## [Stored data]
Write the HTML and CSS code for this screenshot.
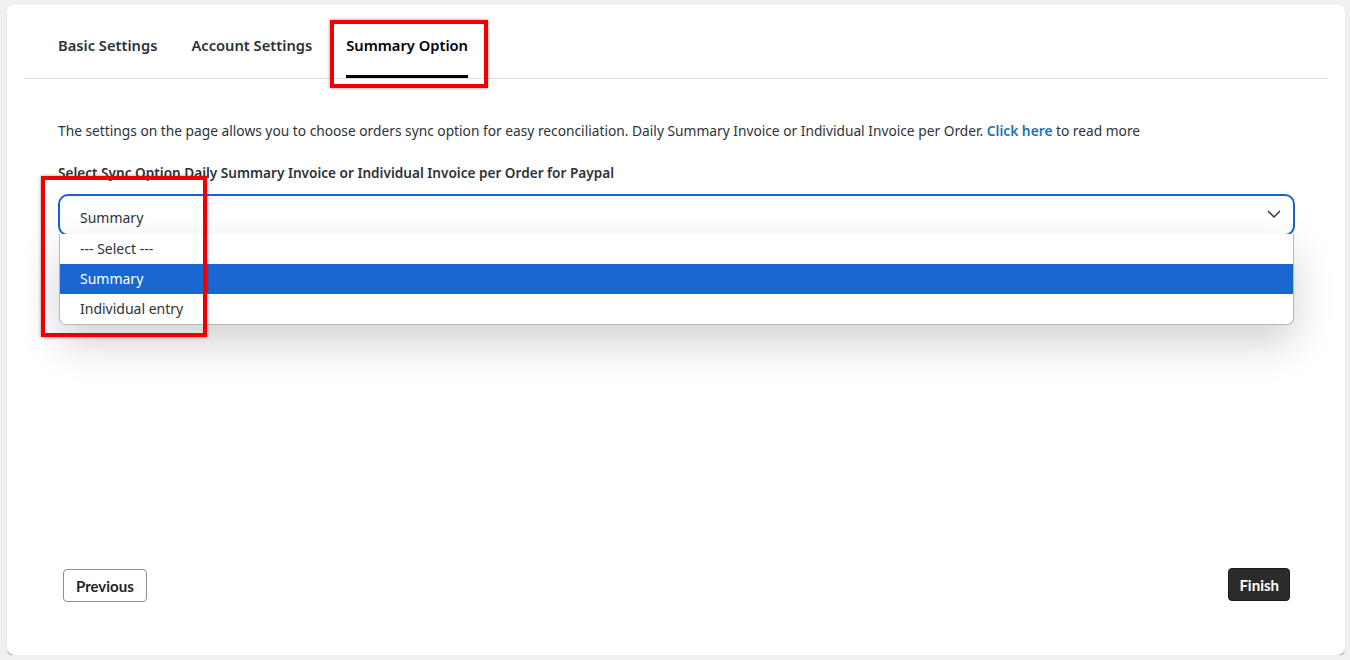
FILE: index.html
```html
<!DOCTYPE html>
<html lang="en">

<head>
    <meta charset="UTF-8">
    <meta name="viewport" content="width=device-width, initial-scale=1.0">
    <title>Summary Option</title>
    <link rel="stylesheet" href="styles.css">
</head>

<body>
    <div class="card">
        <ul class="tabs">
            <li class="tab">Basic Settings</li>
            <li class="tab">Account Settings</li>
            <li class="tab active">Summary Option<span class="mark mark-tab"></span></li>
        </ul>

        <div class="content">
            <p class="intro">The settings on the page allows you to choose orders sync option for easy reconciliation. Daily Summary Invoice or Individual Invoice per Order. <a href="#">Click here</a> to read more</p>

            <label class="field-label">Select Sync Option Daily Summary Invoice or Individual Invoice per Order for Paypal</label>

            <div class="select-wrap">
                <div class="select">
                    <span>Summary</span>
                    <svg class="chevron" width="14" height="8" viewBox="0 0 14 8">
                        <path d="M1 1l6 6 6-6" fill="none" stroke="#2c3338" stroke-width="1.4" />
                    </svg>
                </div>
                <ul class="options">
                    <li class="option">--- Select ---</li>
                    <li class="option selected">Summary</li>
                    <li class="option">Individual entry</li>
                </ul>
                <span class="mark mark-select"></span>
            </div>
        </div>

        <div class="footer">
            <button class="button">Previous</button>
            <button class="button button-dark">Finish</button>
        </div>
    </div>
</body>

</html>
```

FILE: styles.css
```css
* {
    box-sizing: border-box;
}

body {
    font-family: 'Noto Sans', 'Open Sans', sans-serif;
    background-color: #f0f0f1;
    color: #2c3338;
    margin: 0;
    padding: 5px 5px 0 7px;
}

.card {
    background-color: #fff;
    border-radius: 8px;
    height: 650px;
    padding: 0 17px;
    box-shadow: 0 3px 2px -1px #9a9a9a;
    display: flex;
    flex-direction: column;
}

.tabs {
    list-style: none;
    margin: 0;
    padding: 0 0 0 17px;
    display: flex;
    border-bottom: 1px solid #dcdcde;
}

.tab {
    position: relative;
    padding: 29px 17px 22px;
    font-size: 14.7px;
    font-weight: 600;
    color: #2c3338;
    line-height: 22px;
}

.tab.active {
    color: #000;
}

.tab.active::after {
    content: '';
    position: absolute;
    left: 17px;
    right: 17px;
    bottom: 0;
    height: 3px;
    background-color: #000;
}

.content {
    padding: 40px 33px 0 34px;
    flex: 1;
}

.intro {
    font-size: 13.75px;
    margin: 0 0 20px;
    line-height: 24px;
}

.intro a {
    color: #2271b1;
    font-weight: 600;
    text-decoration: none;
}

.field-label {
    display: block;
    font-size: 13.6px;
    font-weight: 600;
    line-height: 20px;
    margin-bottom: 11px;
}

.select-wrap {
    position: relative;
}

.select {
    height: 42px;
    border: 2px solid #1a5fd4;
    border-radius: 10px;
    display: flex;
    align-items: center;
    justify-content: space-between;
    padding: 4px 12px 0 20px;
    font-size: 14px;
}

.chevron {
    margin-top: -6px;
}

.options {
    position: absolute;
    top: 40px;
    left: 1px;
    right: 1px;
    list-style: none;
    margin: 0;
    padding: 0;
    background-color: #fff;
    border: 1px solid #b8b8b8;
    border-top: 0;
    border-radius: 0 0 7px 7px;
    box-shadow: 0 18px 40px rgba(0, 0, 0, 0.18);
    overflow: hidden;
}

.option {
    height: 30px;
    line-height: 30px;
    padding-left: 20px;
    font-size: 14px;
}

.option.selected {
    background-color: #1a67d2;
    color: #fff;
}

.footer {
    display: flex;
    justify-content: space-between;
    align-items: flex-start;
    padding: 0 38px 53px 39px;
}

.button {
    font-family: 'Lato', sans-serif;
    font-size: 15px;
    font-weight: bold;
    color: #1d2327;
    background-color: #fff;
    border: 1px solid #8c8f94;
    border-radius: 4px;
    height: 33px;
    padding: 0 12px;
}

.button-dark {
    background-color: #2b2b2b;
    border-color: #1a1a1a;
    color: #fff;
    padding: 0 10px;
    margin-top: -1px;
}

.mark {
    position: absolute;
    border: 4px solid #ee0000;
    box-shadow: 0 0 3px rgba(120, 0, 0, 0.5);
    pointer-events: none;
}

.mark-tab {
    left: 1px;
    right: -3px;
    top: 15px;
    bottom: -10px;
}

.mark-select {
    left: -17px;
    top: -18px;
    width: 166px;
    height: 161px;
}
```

## [What is required]
Go through the data above and transcribe it in full, omitting any image.

## [Task response]
Write the HTML and CSS code for this screenshot.
FILE: index.html
```html
<!DOCTYPE html>
<html lang="en">

<head>
    <meta charset="UTF-8">
    <meta name="viewport" content="width=device-width, initial-scale=1.0">
    <title>Summary Option</title>
    <link rel="stylesheet" href="styles.css">
</head>

<body>
    <div class="card">
        <ul class="tabs">
            <li class="tab">Basic Settings</li>
            <li class="tab">Account Settings</li>
            <li class="tab active">Summary Option<span class="mark mark-tab"></span></li>
        </ul>

        <div class="content">
            <p class="intro">The settings on the page allows you to choose orders sync option for easy reconciliation. Daily Summary Invoice or Individual Invoice per Order. <a href="#">Click here</a> to read more</p>

            <label class="field-label">Select Sync Option Daily Summary Invoice or Individual Invoice per Order for Paypal</label>

            <div class="select-wrap">
                <div class="select">
                    <span>Summary</span>
                    <svg class="chevron" width="14" height="8" viewBox="0 0 14 8">
                        <path d="M1 1l6 6 6-6" fill="none" stroke="#2c3338" stroke-width="1.4" />
                    </svg>
                </div>
                <ul class="options">
                    <li class="option">--- Select ---</li>
                    <li class="option selected">Summary</li>
                    <li class="option">Individual entry</li>
                </ul>
                <span class="mark mark-select"></span>
            </div>
        </div>

        <div class="footer">
            <button class="button">Previous</button>
            <button class="button button-dark">Finish</button>
        </div>
    </div>
</body>

</html>
```

FILE: styles.css
```css
* {
    box-sizing: border-box;
}

body {
    font-family: 'Noto Sans', 'Open Sans', sans-serif;
    background-color: #f0f0f1;
    color: #2c3338;
    margin: 0;
    padding: 5px 5px 0 7px;
}

.card {
    background-color: #fff;
    border-radius: 8px;
    height: 650px;
    padding: 0 17px;
    box-shadow: 0 3px 2px -1px #9a9a9a;
    display: flex;
    flex-direction: column;
}

.tabs {
    list-style: none;
    margin: 0;
    padding: 0 0 0 17px;
    display: flex;
    border-bottom: 1px solid #dcdcde;
}

.tab {
    position: relative;
    padding: 29px 17px 22px;
    font-size: 14.7px;
    font-weight: 600;
    color: #2c3338;
    line-height: 22px;
}

.tab.active {
    color: #000;
}

.tab.active::after {
    content: '';
    position: absolute;
    left: 17px;
    right: 17px;
    bottom: 0;
    height: 3px;
    background-color: #000;
}

.content {
    padding: 40px 33px 0 34px;
    flex: 1;
}

.intro {
    font-size: 13.75px;
    margin: 0 0 20px;
    line-height: 24px;
}

.intro a {
    color: #2271b1;
    font-weight: 600;
    text-decoration: none;
}

.field-label {
    display: block;
    font-size: 13.6px;
    font-weight: 600;
    line-height: 20px;
    margin-bottom: 11px;
}

.select-wrap {
    position: relative;
}

.select {
    height: 42px;
    border: 2px solid #1a5fd4;
    border-radius: 10px;
    display: flex;
    align-items: center;
    justify-content: space-between;
    padding: 4px 12px 0 20px;
    font-size: 14px;
}

.chevron {
    margin-top: -6px;
}

.options {
    position: absolute;
    top: 40px;
    left: 1px;
    right: 1px;
    list-style: none;
    margin: 0;
    padding: 0;
    background-color: #fff;
    border: 1px solid #b8b8b8;
    border-top: 0;
    border-radius: 0 0 7px 7px;
    box-shadow: 0 18px 40px rgba(0, 0, 0, 0.18);
    overflow: hidden;
}

.option {
    height: 30px;
    line-height: 30px;
    padding-left: 20px;
    font-size: 14px;
}

.option.selected {
    background-color: #1a67d2;
    color: #fff;
}

.footer {
    display: flex;
    justify-content: space-between;
    align-items: flex-start;
    padding: 0 38px 53px 39px;
}

.button {
    font-family: 'Lato', sans-serif;
    font-size: 15px;
    font-weight: bold;
    color: #1d2327;
    background-color: #fff;
    border: 1px solid #8c8f94;
    border-radius: 4px;
    height: 33px;
    padding: 0 12px;
}

.button-dark {
    background-color: #2b2b2b;
    border-color: #1a1a1a;
    color: #fff;
    padding: 0 10px;
    margin-top: -1px;
}

.mark {
    position: absolute;
    border: 4px solid #ee0000;
    box-shadow: 0 0 3px rgba(120, 0, 0, 0.5);
    pointer-events: none;
}

.mark-tab {
    left: 1px;
    right: -3px;
    top: 15px;
    bottom: -10px;
}

.mark-select {
    left: -17px;
    top: -18px;
    width: 166px;
    height: 161px;
}
```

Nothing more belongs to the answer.